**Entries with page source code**
+++
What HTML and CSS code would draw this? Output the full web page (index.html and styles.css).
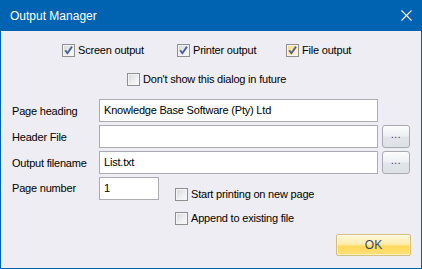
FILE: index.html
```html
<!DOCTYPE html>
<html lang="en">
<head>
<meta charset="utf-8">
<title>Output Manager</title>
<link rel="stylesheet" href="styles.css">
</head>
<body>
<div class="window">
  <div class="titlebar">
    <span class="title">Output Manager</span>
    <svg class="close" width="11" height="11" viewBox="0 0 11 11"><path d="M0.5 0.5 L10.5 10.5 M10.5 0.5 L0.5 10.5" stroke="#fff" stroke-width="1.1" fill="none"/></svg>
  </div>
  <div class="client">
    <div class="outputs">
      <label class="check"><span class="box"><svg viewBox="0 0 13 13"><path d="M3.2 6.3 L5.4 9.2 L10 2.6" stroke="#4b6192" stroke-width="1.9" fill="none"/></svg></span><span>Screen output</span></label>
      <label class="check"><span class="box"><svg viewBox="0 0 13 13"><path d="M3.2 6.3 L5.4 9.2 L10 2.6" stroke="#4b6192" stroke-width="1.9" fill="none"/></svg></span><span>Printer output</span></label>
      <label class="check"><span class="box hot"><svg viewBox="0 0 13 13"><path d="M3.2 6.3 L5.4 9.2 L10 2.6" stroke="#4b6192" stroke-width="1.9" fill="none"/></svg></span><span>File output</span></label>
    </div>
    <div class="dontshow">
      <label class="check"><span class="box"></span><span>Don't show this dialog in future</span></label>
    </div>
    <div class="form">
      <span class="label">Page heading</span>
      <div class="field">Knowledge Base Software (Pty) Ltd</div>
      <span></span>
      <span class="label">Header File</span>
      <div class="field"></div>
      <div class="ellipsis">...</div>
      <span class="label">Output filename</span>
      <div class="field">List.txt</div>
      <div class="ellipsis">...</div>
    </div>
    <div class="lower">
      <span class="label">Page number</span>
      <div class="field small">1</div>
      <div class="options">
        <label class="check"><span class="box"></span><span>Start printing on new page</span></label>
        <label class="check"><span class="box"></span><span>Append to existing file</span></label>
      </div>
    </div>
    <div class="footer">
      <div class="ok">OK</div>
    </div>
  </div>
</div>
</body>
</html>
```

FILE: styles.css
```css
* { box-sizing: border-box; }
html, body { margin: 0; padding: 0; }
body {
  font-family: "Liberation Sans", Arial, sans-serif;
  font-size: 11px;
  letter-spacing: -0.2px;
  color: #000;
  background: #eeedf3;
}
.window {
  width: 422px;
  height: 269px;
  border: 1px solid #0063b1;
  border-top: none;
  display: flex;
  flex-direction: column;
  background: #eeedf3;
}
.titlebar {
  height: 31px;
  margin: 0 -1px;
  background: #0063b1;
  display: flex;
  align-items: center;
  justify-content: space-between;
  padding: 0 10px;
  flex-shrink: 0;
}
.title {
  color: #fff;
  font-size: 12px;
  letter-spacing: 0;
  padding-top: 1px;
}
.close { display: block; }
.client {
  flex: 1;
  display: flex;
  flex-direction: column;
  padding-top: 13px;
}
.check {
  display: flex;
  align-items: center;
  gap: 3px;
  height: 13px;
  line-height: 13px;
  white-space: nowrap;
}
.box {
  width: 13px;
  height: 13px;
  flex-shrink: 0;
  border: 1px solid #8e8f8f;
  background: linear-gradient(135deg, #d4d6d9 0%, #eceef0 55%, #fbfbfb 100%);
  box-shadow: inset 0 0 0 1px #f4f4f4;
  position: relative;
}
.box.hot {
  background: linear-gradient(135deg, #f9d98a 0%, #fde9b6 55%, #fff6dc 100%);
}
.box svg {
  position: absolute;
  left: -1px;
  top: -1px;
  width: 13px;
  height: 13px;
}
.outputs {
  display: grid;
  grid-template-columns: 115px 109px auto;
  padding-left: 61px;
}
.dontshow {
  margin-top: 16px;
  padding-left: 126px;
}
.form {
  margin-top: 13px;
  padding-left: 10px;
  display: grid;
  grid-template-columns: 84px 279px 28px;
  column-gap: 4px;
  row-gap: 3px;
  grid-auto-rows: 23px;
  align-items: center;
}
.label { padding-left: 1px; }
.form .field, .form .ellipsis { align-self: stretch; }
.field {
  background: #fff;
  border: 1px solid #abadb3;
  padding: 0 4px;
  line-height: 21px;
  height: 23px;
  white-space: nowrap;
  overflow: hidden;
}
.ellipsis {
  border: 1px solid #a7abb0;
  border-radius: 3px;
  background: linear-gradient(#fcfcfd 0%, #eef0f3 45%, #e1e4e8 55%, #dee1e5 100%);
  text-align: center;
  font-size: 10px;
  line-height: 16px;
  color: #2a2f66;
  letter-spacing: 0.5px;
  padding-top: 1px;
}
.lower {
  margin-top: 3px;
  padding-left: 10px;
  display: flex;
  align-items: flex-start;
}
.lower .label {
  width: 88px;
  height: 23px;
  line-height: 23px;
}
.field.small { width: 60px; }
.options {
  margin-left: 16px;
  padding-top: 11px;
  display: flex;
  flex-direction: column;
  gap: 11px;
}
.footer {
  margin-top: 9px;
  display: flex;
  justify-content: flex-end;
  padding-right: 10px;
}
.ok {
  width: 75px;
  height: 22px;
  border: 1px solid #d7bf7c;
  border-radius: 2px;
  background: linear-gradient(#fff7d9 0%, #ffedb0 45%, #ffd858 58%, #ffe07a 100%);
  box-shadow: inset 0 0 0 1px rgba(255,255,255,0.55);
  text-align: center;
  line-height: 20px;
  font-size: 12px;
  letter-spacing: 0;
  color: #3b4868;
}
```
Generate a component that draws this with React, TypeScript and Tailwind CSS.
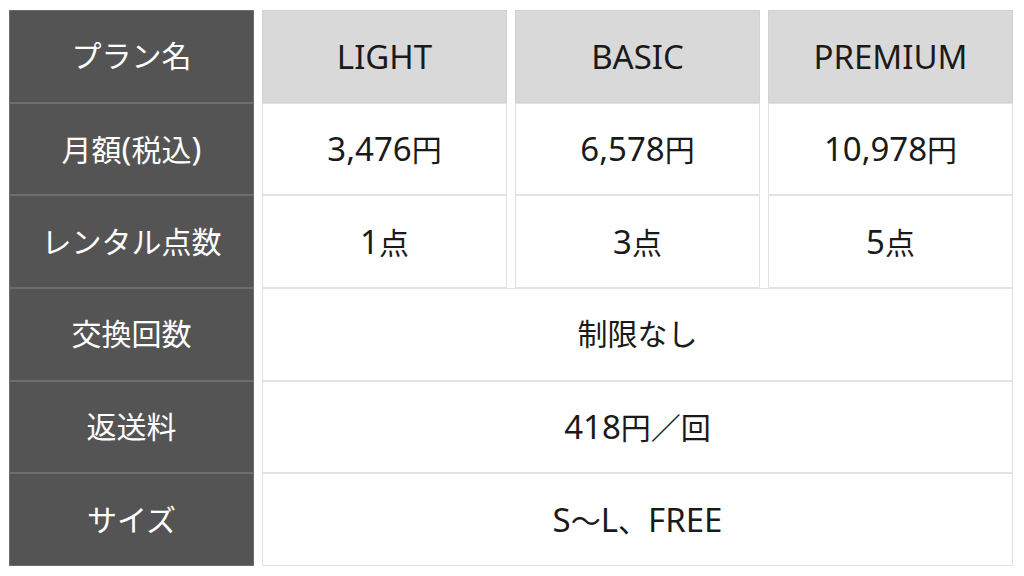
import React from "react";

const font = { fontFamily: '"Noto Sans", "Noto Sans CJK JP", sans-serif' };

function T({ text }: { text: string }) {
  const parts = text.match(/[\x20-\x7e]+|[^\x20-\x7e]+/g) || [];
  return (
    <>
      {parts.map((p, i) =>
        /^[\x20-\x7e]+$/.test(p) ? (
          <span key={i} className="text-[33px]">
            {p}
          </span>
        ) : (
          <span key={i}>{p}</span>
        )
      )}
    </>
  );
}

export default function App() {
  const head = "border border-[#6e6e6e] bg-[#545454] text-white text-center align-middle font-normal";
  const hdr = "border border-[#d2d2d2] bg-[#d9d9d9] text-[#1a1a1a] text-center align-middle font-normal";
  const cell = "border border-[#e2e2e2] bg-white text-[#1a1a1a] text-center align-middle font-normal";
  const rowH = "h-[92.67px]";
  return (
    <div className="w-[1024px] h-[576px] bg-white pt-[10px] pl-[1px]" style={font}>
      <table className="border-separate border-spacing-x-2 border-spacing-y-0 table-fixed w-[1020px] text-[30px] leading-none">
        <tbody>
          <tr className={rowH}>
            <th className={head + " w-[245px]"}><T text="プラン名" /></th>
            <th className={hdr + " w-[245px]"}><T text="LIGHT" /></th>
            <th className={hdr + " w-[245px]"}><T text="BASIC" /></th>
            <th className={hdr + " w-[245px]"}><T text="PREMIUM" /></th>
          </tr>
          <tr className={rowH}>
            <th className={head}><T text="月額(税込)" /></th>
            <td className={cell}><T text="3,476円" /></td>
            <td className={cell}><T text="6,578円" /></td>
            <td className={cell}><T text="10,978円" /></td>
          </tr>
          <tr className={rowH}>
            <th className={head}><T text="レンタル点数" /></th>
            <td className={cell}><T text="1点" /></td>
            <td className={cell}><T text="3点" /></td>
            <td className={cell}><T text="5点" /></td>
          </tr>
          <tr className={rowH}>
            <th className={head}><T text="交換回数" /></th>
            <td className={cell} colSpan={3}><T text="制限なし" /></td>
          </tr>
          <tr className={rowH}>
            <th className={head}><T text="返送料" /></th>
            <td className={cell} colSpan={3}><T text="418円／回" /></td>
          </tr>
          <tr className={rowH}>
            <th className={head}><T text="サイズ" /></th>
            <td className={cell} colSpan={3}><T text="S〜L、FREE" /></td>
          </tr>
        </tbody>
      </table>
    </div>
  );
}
+++
**INSTRUCTIONS FOR THE TASK**
Say how many lines contain the string "React", giving nothing but the count.

**EXERCISE RESULT**
2